Which lines below hold the word "that"? Copy all of them.

______

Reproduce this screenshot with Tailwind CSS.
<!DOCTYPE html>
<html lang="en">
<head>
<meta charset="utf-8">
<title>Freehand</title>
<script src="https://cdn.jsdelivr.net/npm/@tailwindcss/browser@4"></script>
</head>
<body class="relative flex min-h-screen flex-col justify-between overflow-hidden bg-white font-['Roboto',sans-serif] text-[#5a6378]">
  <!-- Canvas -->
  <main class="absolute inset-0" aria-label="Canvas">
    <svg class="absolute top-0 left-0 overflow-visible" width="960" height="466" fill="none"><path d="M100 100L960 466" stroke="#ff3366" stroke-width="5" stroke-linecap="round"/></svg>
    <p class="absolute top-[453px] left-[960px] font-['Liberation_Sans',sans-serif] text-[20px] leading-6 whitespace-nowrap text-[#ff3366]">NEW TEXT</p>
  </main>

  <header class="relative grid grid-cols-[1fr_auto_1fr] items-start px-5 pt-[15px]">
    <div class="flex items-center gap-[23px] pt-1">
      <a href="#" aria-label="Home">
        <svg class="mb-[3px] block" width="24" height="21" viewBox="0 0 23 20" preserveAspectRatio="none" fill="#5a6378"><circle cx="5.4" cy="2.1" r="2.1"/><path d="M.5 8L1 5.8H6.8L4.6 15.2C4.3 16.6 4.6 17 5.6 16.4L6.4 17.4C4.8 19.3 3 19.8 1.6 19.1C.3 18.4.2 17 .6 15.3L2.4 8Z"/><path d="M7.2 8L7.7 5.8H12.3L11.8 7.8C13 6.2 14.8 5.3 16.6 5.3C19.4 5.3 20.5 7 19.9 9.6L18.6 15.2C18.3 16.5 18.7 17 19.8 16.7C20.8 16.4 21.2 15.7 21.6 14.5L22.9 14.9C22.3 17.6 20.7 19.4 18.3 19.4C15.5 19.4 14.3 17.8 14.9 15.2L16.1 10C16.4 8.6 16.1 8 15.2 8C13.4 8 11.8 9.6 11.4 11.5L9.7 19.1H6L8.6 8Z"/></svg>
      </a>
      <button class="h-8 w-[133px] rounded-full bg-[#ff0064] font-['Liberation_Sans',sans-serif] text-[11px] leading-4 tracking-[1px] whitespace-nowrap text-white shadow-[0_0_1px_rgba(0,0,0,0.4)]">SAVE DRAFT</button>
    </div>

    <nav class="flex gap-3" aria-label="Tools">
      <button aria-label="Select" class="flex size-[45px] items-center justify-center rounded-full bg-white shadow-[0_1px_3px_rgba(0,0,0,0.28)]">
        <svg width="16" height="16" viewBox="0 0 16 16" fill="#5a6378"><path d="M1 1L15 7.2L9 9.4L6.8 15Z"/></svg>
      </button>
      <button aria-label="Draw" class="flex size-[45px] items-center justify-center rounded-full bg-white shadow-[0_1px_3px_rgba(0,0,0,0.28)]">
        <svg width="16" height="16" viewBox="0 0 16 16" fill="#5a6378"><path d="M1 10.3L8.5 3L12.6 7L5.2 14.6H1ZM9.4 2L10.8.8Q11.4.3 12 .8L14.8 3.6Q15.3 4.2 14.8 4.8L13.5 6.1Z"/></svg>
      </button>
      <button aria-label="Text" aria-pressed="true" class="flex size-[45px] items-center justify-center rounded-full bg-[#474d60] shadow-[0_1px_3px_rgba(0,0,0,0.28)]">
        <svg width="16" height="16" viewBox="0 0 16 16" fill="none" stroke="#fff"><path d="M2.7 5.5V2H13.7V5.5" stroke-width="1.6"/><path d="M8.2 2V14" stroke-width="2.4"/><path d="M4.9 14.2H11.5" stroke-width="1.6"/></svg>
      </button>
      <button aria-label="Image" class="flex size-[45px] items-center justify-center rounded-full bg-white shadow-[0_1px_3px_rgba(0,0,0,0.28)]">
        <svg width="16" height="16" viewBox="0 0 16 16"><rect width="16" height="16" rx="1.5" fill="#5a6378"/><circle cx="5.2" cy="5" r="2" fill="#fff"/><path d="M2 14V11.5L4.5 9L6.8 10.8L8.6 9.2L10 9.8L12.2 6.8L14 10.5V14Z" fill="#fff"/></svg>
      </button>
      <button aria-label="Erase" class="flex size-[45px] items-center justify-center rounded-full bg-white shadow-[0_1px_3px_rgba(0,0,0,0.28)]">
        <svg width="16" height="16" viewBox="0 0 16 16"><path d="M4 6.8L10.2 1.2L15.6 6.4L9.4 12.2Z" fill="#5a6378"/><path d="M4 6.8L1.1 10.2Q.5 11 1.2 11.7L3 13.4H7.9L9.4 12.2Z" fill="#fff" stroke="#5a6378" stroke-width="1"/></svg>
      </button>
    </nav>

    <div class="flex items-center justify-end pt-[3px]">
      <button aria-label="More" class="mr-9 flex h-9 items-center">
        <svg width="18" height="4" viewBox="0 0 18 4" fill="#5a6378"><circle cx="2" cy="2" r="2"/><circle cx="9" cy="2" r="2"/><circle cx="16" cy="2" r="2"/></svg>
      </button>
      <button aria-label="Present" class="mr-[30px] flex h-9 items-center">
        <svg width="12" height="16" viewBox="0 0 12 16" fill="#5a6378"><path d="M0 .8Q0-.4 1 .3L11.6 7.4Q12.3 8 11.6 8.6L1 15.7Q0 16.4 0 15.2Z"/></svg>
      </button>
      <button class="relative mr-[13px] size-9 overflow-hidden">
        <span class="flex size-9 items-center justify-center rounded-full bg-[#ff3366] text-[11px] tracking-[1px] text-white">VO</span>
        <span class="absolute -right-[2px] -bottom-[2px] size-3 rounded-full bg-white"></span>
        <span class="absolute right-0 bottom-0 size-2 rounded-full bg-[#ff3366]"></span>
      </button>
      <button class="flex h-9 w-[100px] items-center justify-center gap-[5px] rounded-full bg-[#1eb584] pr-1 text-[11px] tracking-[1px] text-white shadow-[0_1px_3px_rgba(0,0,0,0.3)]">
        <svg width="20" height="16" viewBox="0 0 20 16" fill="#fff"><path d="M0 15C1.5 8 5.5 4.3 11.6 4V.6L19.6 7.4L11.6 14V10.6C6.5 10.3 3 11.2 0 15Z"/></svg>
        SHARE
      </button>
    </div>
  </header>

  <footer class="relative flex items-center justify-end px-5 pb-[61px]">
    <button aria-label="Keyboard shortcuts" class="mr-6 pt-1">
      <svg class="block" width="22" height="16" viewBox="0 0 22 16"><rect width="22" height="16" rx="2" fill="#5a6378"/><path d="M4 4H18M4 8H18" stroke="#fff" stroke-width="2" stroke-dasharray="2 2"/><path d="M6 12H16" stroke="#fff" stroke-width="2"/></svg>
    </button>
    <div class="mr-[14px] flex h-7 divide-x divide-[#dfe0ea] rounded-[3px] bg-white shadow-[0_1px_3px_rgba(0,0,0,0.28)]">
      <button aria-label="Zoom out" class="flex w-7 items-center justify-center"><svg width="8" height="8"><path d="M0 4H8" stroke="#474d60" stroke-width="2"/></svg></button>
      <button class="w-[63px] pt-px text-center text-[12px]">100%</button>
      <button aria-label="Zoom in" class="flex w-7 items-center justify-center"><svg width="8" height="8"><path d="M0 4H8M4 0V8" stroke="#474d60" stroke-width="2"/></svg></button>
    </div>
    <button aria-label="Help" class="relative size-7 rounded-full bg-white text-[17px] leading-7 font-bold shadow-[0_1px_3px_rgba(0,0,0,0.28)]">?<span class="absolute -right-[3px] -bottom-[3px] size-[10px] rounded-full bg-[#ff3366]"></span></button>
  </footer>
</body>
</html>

______

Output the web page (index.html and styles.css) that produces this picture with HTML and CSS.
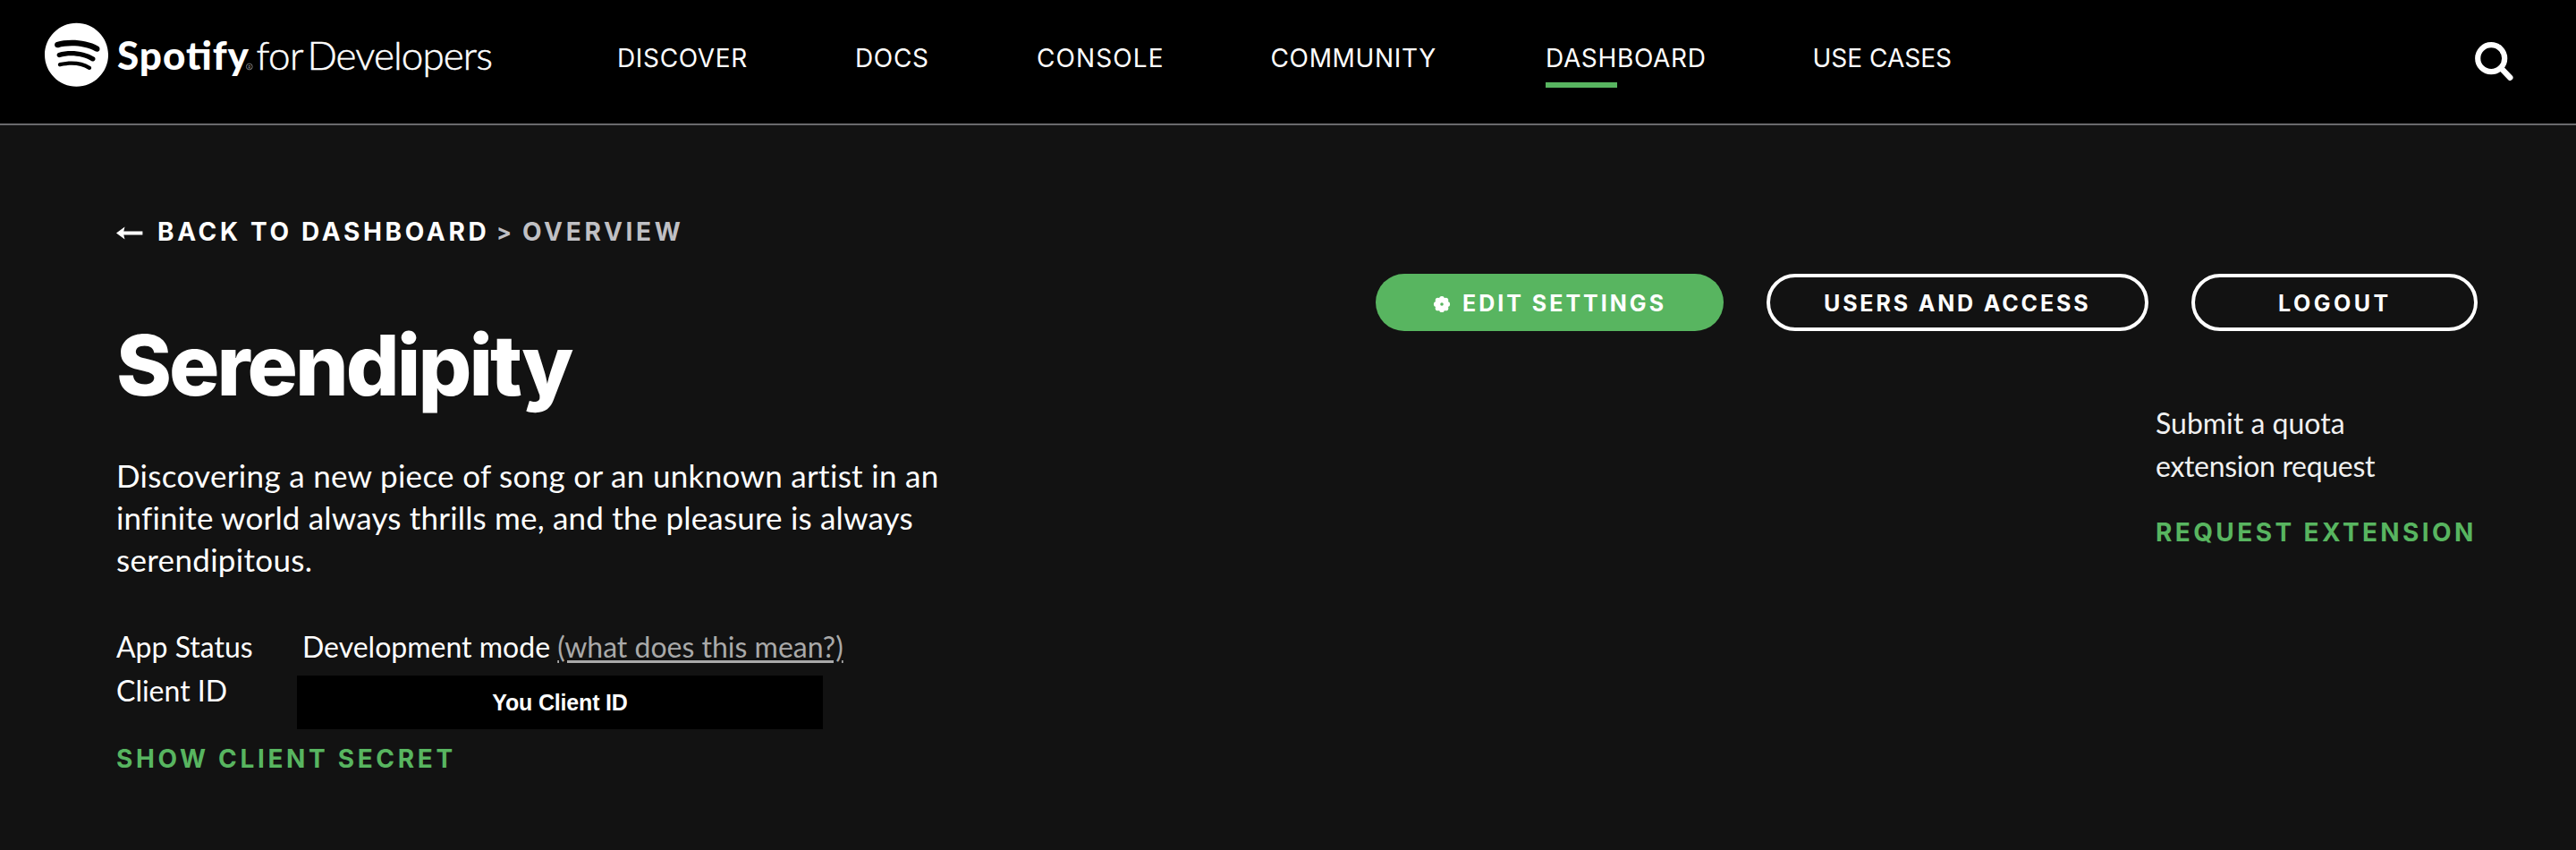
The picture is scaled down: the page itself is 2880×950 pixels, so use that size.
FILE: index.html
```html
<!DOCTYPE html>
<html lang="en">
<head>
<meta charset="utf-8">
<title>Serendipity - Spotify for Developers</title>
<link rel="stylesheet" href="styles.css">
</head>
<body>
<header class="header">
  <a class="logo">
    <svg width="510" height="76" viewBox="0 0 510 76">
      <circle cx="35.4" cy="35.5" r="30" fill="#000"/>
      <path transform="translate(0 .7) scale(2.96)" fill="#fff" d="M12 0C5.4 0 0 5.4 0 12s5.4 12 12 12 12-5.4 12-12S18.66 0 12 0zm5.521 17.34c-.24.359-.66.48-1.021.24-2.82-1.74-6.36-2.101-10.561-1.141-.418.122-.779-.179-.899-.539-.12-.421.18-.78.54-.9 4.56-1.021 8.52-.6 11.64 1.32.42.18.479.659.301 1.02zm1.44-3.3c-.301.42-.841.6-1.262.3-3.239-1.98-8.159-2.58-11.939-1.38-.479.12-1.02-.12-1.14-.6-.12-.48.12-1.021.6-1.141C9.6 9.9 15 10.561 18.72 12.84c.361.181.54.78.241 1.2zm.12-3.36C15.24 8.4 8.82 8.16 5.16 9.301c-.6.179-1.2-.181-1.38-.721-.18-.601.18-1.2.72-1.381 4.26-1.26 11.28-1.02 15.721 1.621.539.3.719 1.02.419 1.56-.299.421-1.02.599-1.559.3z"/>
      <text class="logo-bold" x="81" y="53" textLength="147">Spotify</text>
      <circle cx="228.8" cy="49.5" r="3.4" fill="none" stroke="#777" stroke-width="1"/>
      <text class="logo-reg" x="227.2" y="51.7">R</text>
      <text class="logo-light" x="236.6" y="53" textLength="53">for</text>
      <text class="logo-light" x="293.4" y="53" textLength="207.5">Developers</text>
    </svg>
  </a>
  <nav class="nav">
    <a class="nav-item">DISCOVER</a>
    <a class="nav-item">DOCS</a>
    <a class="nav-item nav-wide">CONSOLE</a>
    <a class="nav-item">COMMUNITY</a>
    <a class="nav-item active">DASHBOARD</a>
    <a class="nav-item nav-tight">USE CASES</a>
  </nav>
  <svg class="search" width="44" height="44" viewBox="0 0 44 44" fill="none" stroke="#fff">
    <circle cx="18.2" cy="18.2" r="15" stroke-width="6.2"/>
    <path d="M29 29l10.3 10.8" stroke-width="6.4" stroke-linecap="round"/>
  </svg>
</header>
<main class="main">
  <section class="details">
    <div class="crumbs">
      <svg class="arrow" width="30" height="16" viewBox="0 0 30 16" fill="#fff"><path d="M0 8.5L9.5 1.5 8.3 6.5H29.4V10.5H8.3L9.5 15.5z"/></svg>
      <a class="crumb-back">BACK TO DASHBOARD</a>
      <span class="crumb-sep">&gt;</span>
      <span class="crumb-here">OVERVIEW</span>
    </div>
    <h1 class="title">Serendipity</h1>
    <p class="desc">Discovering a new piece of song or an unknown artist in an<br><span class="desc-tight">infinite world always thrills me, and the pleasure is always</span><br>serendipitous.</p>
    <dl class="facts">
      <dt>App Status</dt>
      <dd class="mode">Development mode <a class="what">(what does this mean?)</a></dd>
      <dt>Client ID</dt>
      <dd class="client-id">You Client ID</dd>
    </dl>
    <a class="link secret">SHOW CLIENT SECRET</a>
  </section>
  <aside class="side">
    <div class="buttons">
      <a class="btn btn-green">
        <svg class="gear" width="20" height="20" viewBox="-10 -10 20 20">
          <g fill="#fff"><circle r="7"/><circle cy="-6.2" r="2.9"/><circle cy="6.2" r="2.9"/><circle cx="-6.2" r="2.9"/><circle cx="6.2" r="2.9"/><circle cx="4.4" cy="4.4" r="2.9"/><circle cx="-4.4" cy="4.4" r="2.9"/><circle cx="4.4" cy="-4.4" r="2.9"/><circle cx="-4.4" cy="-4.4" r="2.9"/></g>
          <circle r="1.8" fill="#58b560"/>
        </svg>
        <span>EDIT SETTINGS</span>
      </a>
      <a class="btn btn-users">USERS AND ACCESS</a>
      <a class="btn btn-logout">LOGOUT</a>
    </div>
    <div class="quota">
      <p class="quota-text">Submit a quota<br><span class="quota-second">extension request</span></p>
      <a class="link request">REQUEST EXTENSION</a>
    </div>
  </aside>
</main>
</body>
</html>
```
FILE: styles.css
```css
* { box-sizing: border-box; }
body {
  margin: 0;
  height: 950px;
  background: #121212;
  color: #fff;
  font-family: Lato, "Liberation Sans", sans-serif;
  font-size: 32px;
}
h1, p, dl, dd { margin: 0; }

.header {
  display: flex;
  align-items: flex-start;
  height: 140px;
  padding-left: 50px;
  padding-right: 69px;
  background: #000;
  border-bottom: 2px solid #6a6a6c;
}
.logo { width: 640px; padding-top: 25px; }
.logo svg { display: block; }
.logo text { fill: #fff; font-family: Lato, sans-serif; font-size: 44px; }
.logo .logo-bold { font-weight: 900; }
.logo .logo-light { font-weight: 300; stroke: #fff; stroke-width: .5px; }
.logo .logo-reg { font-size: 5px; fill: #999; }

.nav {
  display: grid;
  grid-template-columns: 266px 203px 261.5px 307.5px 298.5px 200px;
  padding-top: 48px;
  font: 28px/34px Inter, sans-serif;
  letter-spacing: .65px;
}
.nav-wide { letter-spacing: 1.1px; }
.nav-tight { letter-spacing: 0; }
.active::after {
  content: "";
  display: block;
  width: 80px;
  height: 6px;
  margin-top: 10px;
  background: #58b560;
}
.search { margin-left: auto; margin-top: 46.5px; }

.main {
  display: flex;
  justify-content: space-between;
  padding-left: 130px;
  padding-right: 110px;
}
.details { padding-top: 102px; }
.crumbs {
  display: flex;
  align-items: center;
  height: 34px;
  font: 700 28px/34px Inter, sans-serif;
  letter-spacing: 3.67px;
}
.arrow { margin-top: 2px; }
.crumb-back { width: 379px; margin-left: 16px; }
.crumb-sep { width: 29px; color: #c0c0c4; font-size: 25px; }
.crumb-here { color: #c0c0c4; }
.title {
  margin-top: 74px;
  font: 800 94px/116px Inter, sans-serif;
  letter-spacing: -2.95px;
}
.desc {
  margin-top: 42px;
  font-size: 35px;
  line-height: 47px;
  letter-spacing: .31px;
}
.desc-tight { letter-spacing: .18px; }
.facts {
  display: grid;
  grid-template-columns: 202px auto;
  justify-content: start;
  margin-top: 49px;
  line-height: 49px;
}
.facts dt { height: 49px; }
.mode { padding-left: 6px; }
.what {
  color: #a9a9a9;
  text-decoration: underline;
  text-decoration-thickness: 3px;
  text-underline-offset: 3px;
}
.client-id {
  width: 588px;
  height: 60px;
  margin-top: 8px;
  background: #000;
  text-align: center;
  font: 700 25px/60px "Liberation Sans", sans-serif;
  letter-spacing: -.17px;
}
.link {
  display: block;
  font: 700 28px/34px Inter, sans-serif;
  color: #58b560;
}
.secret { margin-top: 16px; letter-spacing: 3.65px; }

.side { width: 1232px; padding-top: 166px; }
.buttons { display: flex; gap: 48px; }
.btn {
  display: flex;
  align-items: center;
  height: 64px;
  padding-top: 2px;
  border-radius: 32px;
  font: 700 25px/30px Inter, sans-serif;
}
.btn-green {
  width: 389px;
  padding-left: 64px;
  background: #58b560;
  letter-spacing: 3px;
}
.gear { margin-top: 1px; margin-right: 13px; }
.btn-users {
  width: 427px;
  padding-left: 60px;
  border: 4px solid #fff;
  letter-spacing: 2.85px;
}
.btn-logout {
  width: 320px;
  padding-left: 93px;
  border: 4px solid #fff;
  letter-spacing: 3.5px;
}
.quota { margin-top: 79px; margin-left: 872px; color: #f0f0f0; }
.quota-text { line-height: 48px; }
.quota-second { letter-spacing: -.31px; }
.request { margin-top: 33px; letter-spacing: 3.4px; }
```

______

— Expected output —
Output the web page (index.html and styles.css) that produces this picture with HTML and CSS.
The picture is scaled down: the page itself is 2880×950 pixels, so use that size.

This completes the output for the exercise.